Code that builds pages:
• • •

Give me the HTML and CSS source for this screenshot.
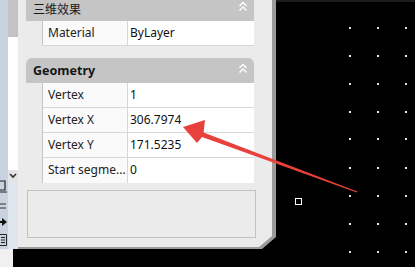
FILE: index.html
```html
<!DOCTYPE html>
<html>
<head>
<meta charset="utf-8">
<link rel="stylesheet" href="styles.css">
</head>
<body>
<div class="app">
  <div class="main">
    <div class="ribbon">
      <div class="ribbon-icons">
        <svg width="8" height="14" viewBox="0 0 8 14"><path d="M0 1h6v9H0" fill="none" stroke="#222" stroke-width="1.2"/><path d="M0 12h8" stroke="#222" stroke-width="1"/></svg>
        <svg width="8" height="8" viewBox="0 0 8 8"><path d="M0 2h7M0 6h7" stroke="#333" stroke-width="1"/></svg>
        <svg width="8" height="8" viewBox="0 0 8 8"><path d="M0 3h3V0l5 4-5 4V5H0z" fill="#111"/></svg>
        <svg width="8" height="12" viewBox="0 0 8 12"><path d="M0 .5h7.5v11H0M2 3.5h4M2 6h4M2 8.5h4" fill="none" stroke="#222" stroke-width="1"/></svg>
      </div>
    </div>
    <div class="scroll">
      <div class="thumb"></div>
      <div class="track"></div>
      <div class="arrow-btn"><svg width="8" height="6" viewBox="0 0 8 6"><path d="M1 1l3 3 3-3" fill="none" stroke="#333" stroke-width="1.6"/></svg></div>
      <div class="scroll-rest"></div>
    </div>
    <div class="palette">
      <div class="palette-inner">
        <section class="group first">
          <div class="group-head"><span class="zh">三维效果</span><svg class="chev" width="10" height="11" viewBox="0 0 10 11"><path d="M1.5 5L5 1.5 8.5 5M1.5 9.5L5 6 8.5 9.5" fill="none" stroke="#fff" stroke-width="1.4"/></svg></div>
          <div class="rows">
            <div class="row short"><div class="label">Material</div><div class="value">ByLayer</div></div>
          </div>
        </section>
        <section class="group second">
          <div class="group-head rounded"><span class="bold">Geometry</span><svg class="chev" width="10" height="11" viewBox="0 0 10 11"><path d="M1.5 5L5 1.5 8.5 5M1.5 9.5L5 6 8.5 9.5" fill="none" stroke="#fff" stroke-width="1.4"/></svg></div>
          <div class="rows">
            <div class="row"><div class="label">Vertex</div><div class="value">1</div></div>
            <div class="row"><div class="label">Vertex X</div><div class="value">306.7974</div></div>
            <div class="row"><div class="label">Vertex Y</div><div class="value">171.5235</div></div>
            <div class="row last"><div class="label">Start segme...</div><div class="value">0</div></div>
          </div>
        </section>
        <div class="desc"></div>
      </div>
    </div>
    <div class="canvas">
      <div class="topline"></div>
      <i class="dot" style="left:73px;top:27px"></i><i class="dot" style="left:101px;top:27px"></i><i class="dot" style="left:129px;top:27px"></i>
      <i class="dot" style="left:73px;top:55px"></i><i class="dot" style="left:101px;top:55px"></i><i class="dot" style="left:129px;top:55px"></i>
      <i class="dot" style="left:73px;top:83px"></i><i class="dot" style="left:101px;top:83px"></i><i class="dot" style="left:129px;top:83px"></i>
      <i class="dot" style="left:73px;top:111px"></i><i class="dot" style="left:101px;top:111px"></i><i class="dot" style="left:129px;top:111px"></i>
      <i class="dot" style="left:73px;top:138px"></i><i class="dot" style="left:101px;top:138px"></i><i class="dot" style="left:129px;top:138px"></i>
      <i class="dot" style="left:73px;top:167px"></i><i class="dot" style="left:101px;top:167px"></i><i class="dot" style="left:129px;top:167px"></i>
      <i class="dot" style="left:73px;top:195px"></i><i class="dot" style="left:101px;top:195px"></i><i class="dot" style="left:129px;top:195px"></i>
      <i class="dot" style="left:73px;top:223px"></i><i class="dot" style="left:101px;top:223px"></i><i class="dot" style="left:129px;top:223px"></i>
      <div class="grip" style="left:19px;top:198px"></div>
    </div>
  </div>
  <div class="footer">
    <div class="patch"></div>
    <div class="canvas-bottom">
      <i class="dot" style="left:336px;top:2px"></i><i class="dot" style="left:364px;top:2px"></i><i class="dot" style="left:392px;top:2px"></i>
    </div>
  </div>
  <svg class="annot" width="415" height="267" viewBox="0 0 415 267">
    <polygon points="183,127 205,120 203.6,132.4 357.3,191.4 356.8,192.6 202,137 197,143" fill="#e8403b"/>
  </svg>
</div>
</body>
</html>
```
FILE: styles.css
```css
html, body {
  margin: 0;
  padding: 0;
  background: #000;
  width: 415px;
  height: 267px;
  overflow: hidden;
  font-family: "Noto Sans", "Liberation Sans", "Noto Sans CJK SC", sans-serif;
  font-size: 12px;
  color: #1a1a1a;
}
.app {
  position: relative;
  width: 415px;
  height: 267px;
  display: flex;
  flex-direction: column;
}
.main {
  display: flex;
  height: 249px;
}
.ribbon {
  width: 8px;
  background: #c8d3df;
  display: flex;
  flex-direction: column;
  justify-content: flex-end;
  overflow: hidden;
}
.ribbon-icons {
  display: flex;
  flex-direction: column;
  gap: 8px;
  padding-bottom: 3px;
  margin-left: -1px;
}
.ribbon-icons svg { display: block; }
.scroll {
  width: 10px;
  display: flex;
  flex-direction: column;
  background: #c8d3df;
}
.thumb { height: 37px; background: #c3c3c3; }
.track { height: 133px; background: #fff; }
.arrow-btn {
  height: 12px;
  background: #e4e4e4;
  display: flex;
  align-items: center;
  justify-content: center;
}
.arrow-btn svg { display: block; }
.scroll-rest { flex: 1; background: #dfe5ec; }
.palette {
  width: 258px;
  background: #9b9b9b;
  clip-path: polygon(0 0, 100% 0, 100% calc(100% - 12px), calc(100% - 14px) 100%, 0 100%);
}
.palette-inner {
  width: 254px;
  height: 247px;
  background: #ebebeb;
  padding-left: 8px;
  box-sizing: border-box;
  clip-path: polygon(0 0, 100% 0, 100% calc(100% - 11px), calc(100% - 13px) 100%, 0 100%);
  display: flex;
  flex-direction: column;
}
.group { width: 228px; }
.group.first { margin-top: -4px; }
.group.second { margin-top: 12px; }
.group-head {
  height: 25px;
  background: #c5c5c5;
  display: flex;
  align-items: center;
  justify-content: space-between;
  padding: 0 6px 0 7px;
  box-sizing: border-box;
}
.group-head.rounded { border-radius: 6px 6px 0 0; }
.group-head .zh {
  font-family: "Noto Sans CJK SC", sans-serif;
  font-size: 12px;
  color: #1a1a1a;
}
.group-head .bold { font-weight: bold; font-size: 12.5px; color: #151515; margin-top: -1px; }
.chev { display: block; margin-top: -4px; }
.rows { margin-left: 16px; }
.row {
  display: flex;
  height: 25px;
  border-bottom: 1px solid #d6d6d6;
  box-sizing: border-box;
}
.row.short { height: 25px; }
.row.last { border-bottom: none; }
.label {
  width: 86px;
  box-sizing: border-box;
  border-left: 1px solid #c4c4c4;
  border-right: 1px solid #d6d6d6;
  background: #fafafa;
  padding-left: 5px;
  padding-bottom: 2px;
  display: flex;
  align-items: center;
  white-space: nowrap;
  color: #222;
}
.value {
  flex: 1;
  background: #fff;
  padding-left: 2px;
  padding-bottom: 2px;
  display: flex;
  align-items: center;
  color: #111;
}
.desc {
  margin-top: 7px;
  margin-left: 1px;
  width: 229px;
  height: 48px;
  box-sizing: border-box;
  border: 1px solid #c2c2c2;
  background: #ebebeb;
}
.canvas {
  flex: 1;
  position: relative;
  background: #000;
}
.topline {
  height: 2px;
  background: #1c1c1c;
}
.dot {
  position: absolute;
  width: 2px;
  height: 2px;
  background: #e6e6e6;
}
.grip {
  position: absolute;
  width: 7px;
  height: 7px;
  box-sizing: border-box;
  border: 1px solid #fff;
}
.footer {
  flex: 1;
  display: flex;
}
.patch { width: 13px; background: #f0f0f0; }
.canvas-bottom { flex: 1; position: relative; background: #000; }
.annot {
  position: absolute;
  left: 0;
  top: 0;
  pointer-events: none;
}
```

• • •

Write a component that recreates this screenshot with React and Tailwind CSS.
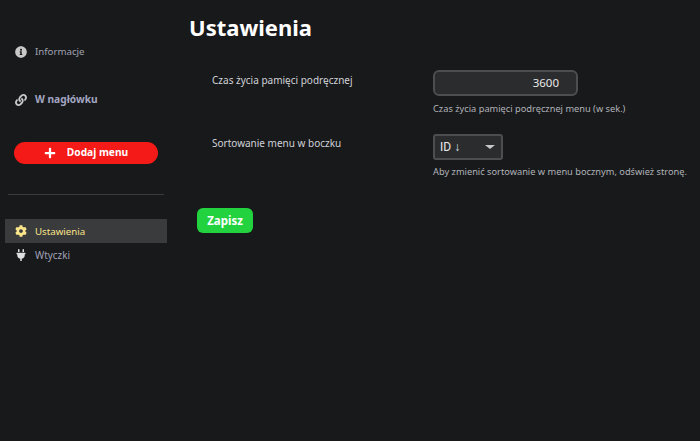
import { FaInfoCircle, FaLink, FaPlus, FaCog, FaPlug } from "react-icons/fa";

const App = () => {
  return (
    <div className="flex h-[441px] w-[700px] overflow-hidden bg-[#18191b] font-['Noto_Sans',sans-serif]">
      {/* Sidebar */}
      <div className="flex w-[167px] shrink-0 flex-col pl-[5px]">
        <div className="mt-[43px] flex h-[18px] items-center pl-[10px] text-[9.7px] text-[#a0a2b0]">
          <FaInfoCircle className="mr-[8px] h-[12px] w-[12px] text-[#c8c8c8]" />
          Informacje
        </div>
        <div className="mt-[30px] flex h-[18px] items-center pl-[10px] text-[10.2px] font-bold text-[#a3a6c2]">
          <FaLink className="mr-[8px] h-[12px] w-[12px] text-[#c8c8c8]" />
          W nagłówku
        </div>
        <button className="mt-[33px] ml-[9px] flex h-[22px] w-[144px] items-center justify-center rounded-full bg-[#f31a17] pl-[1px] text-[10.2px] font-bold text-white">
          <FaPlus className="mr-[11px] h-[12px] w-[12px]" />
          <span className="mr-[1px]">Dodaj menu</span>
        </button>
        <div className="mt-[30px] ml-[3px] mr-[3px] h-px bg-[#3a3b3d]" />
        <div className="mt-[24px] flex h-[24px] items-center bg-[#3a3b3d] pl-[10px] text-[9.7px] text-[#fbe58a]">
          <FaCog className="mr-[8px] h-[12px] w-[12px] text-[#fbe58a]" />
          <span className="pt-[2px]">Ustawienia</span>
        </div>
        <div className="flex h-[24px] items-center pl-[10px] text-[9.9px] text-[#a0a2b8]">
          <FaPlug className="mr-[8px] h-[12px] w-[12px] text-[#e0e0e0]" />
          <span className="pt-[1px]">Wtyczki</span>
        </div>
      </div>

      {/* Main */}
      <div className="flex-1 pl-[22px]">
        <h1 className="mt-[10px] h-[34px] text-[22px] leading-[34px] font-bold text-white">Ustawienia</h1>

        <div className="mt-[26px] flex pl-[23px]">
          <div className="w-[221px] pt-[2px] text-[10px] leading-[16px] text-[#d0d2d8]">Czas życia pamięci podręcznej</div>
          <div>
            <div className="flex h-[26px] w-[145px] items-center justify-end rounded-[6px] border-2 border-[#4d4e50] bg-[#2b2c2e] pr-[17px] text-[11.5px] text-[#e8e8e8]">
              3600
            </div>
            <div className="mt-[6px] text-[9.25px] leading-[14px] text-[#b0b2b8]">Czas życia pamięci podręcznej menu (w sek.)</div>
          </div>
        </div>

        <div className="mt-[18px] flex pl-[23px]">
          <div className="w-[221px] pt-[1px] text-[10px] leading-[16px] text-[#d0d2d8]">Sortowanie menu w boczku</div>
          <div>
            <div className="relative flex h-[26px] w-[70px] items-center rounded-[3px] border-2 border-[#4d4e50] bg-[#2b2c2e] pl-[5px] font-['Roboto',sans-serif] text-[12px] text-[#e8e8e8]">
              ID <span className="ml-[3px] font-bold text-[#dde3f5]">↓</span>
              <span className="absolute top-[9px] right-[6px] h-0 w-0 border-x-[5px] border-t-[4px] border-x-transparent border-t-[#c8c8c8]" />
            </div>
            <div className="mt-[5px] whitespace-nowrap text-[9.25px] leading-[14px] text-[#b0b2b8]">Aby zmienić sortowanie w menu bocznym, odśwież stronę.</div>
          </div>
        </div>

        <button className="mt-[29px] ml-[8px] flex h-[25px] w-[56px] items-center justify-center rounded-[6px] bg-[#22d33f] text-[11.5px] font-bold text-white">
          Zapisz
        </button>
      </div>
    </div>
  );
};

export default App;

• • •

=== DIRECTIONS FOR THIS TASK ===
Pull every line containing "screenshot" out of the records.

=== RESPONSE TO THIS EXERCISE ===
Give me the HTML and CSS source for this screenshot.
Write a component that recreates this screenshot with React and Tailwind CSS.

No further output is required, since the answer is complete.